Non è sorprendente che, appena Vi siete mostrata in pubblico, abbiate vinto un’altra volta. Sorprende invece che mentre tutto ciò che esiste sulla terra viene ottusamente contestato la Vostra vittoria sia così piena e incrollabile.
Il Vostro nome, Achmatova, ha ancora una volta quel significato che gli permise di rappresentare la parte migliore della Pietroburgo da Voi descritta. Con la forza di una volta esso mi ricorda quel tempo in cui non avrei osato credere che un giorno Vi avrei conosciuto e avrei avuto l’onore e la fortuna di scriverVi.

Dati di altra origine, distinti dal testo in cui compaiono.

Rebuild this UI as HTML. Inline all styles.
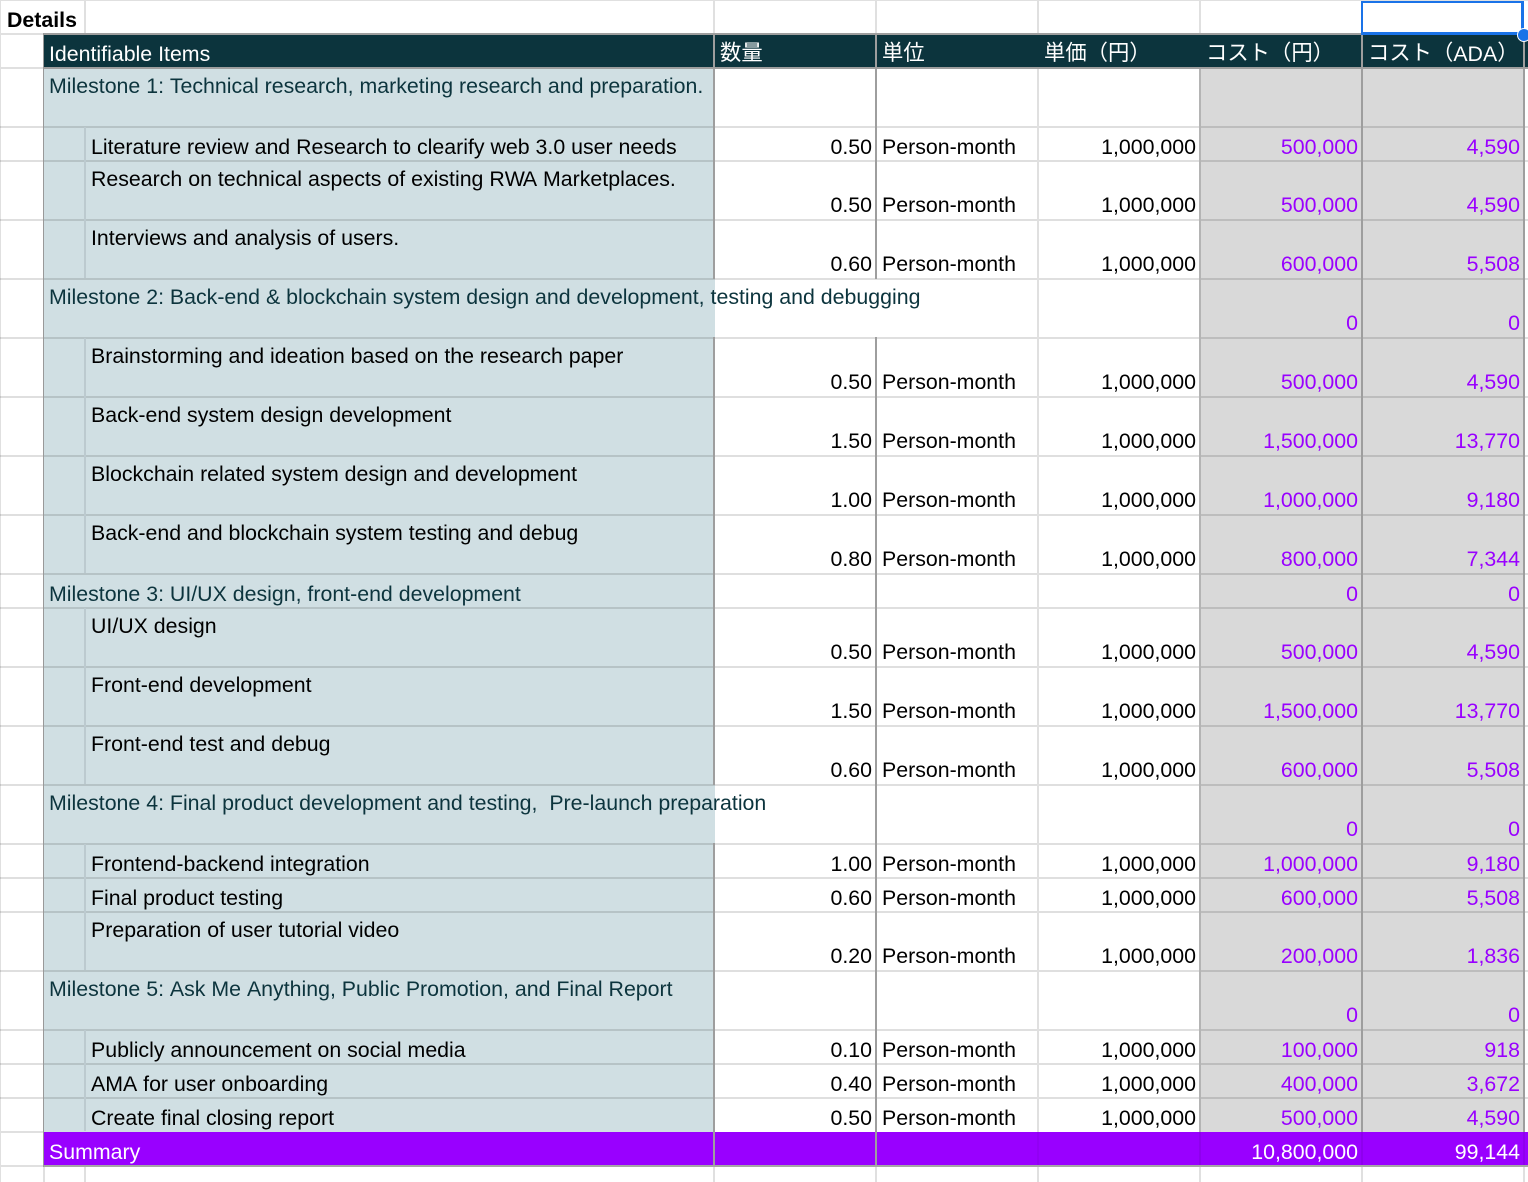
<!DOCTYPE html>
<html lang="ja"><head><meta charset="utf-8"><title>Details</title>
<style>
html,body{margin:0;padding:0;background:#fff}
#p{position:relative;width:1528px;height:1182px;overflow:hidden;background:#fff;font:21.33px/24px "Liberation Sans","Noto Sans CJK JP",sans-serif;color:#000;font-kerning:none}
.f,.v,.r,.r span,.h{position:absolute}
.r{left:0;width:1528px;box-sizing:border-box;border-top:2px solid rgba(0,0,0,.125)}
.r span{white-space:nowrap;bottom:2px}
.r.s span{bottom:1px}
.r .t{bottom:auto;top:5px}
.k{font-weight:normal;letter-spacing:-2.5px}
.a{left:91px}.m{left:49px;color:#0c343d}
.q{right:656px}.u{left:882px}.y{right:332px}
.c{right:170px;color:#90f}.d{right:8px;color:#90f}
.v{width:2px;background:#9e9e9e}
.l{background:#e0e0e0}
.g{background:#b4b4b4}
.h{color:#fff;top:41px;white-space:nowrap}
</style></head><body><div id="p">
<div class="f" style="left:44px;top:68px;width:671px;height:1064px;background:#d0dfe3"></div>
<div class="f" style="left:1200px;top:68px;width:325px;height:1064px;background:#d9d9d9"></div>
<div class="f" style="left:44px;top:35px;width:1484px;height:32px;background:#0c343d"></div>

<div class="v l" style="left:0;top:0;height:1182px;width:1px"></div>
<div class="f" style="left:0;top:0;width:1528px;height:1px;background:#e0e0e0"></div>
<div class="f" style="left:0;top:33px;width:43px;height:2px;background:#e0e0e0"></div>
<div class="f" style="left:0;top:67px;width:43px;height:2px;background:#e0e0e0"></div>

<div class="r s" style="top:126px;height:34px"><span class="a b">Literature review and Research to clearify web 3.0 user needs</span><span class="q">0.50</span><span class="u">Person-month</span><span class="y">1,000,000</span><span class="c">500,000</span><span class="d">4,590</span></div>
<div class="r" style="top:160px;height:59px"><span class="a t">Research on technical aspects of existing R<b class="k" style="letter-spacing:-2px">W</b>A Marketplaces.</span><span class="q">0.50</span><span class="u">Person-month</span><span class="y">1,000,000</span><span class="c">500,000</span><span class="d">4,590</span></div>
<div class="r" style="top:219px;height:59px"><span class="a t">Interviews and analysis of users.</span><span class="q">0.60</span><span class="u">Person-month</span><span class="y">1,000,000</span><span class="c">600,000</span><span class="d">5,508</span></div>
<div class="r" style="top:278px;height:59px"><span class="m t">Milestone 2: Back-end &amp; blockchain system design and development, testing and debugging</span><span class="c">0</span><span class="d">0</span></div>
<div class="r" style="top:337px;height:59px"><span class="a t">Brainstorming and ideation based on the research paper</span><span class="q">0.50</span><span class="u">Person-month</span><span class="y">1,000,000</span><span class="c">500,000</span><span class="d">4,590</span></div>
<div class="r" style="top:396px;height:59px"><span class="a t">Back-end system design development</span><span class="q">1.50</span><span class="u">Person-month</span><span class="y">1,000,000</span><span class="c">1,500,000</span><span class="d">13,770</span></div>
<div class="r" style="top:455px;height:59px"><span class="a t">Blockchain related system design and development</span><span class="q">1.00</span><span class="u">Person-month</span><span class="y">1,000,000</span><span class="c">1,000,000</span><span class="d">9,180</span></div>
<div class="r" style="top:514px;height:59px"><span class="a t">Back-end and blockchain system testing and debug</span><span class="q">0.80</span><span class="u">Person-month</span><span class="y">1,000,000</span><span class="c">800,000</span><span class="d">7,344</span></div>
<div class="r s" style="top:573px;height:34px"><span class="m">Milestone 3: UI/UX design, front-end development</span><span class="c">0</span><span class="d">0</span></div>
<div class="r" style="top:607px;height:59px"><span class="a t">UI/UX design</span><span class="q">0.50</span><span class="u">Person-month</span><span class="y">1,000,000</span><span class="c">500,000</span><span class="d">4,590</span></div>
<div class="r" style="top:666px;height:59px"><span class="a t">Front-end development</span><span class="q">1.50</span><span class="u">Person-month</span><span class="y">1,000,000</span><span class="c">1,500,000</span><span class="d">13,770</span></div>
<div class="r" style="top:725px;height:59px"><span class="a t">Front-end test and debug</span><span class="q">0.60</span><span class="u">Person-month</span><span class="y">1,000,000</span><span class="c">600,000</span><span class="d">5,508</span></div>
<div class="r" style="top:784px;height:59px"><span class="m t">Milestone 4: Final product development and testing,&nbsp; Pre-launch preparation</span><span class="c">0</span><span class="d">0</span></div>
<div class="r s" style="top:843px;height:34px"><span class="a">Frontend-backend integration</span><span class="q">1.00</span><span class="u">Person-month</span><span class="y">1,000,000</span><span class="c">1,000,000</span><span class="d">9,180</span></div>
<div class="r s" style="top:877px;height:34px"><span class="a">Final product testing</span><span class="q">0.60</span><span class="u">Person-month</span><span class="y">1,000,000</span><span class="c">600,000</span><span class="d">5,508</span></div>
<div class="r" style="top:911px;height:59px"><span class="a t">Preparation of user tutorial video</span><span class="q">0.20</span><span class="u">Person-month</span><span class="y">1,000,000</span><span class="c">200,000</span><span class="d">1,836</span></div>
<div class="r" style="top:970px;height:59px"><span class="m t">Milestone 5: Ask Me Anything, Public Promotion, and Final Report</span><span class="c">0</span><span class="d">0</span></div>
<div class="r s" style="top:1029px;height:34px"><span class="a">Publicly announcement on social media</span><span class="q">0.10</span><span class="u">Person-month</span><span class="y">1,000,000</span><span class="c">100,000</span><span class="d">918</span></div>
<div class="r s" style="top:1063px;height:34px"><span class="a">AMA for user onboarding</span><span class="q">0.40</span><span class="u">Person-month</span><span class="y">1,000,000</span><span class="c">400,000</span><span class="d">3,672</span></div>
<div class="r s" style="top:1097px;height:34px"><span class="a">Create final closing report</span><span class="q">0.50</span><span class="u">Person-month</span><span class="y">1,000,000</span><span class="c">500,000</span><span class="d">4,590</span></div>
<div class="r" style="top:67px;height:59px;border-top-color:transparent"><span class="m t">Milestone 1: <b class="k">T</b>echnical research, marketing research and preparation.</span></div>
<div class="f" style="left:0;top:1131px;width:44px;height:2px;background:#e0e0e0"></div>
<div class="f" style="left:0;top:1165px;width:43px;height:2px;background:#e0e0e0"></div>

<div class="f" style="left:44px;top:1132px;width:1484px;height:33px;background:#90f"></div>

<div class="v l" style="left:84px;top:0;height:33px"></div>
<div class="v l" style="left:713px;top:0;height:33px"></div>
<div class="v l" style="left:875px;top:0;height:33px"></div>
<div class="v l" style="left:1037px;top:0;height:33px"></div>
<div class="v l" style="left:1199px;top:0;height:33px"></div>
<div class="v l" style="left:43px;top:1167px;height:15px"></div>
<div class="v l" style="left:84px;top:1167px;height:15px"></div>
<div class="v l" style="left:713px;top:1167px;height:15px"></div>
<div class="v l" style="left:875px;top:1167px;height:15px"></div>
<div class="v l" style="left:1037px;top:1167px;height:15px"></div>
<div class="v l" style="left:1199px;top:1167px;height:15px"></div>
<div class="v l" style="left:1361px;top:1167px;height:15px"></div>
<div class="v l" style="left:1523px;top:1167px;height:15px"></div>

<div class="v" style="left:84px;top:127px;height:151px;background:#bccacf"></div>
<div class="v" style="left:84px;top:338px;height:235px;background:#bccacf"></div>
<div class="v" style="left:84px;top:608px;height:176px;background:#bccacf"></div>
<div class="v" style="left:84px;top:844px;height:126px;background:#bccacf"></div>
<div class="v" style="left:84px;top:1030px;height:101px;background:#bccacf"></div>

<div class="v" style="left:713px;top:33px;height:246px"></div>
<div class="v" style="left:713px;top:337px;height:448px"></div>
<div class="v" style="left:713px;top:843px;height:324px"></div>
<div class="v" style="left:875px;top:33px;height:246px"></div>
<div class="v" style="left:875px;top:337px;height:830px"></div>
<div class="v l" style="left:1037px;top:69px;height:1063px"></div>
<div class="v g" style="left:1199px;top:69px;height:1063px"></div>
<div class="v" style="left:1361px;top:33px;height:1099px"></div>
<div class="v" style="left:1523px;top:33px;height:1099px"></div>
<div class="v" style="left:1199px;top:1132px;height:33px;background:#8e00ee"></div>
<div class="v" style="left:1361px;top:1132px;height:33px;background:#8e00ee"></div>
<div class="v" style="left:1523px;top:1132px;height:33px;background:#8e00ee"></div>
<div class="v" style="left:1037px;top:1132px;height:33px;background:#9200f4"></div>

<div class="f" style="left:43px;top:33px;width:1485px;height:2px;background:#9e9e9e"></div>
<div class="f" style="left:44px;top:67px;width:1484px;height:2px;background:#9e9e9e"></div>
<div class="f" style="left:43px;top:1165px;width:1485px;height:2px;background:#a6a6a6"></div>
<div class="v" style="left:43px;top:33px;height:1134px;width:1px;background:#999"></div>

<div class="h" style="left:7px;top:8px;color:#000;font-weight:bold">Details</div>
<div class="h" style="left:49px;top:42px">Identifiable Items</div>
<div class="h" style="left:720px">数量</div>
<div class="h" style="left:882px">単位</div>
<div class="h" style="left:1044px">単価（円）</div>
<div class="h" style="left:1206px">コスト（円）</div>
<div class="h" style="left:1368px">コスト（<span style="position:relative;top:1px">ADA</span>）</div>
<div class="h" style="left:49px;top:1140px">Summary</div>
<div class="h" style="right:170px;top:1140px">10,800,000</div>
<div class="h" style="right:8px;top:1140px">99,144</div>

<div class="f" style="left:1361px;top:1px;width:163px;height:34px;box-sizing:border-box;border:solid #1a73e8;border-width:2px 3px 3px 2px"></div>
<div class="f" style="left:1517px;top:28px;width:12px;height:12px;border:1px solid #fff;border-radius:50%;background:#1a73e8"></div>
</div></body></html>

Quest’estate esso significa nuovamente tutto ciò che significava allora, ed inoltre qualcosa di nuovo e di eccezionalmente grande, che negli ultimi tempi avevo notato separatamente, ma che ancora non avevo mai visto in unione con ciò che già conoscevo.
Il significato antagonistico della Vostra nuova produzione in Iva (“Il salice”) è troppo legittimo e potente per sembrare semplicemente una continuazione o una modificazione della vecchia. Si potrebbe parlare dell’apparizione di un artista nuovo, sorto inaspettatamente in Voi accanto al vecchio, tanto sorprendente è la superiorità di questo realismo assoluto sulla poesia impressionistica, rivolta alla sensibilità, nonché la perfetta indipendenza del pensiero dall’influenza del ritmo.
…In generale siete unica. In effetti, io, Severjanin e Majakosvkij dobbiamo a Voi enormemente di più di quanto si è soliti pensare, e questo debito supera di molto qualsiasi nostro riconoscimento, poiché esso è incalcolabile. Quanto tutto ciò ha colpito l’immaginazione, è stato assimilato e ha suscitato l’emulazione! Che esempi di pittoricità raffinata e di precisione istantanea!
Bene, arrivederci, Vi bacio la mano. Ancora una volta un ardente grazie da tutti noi per la realizzazione di questo prodigio.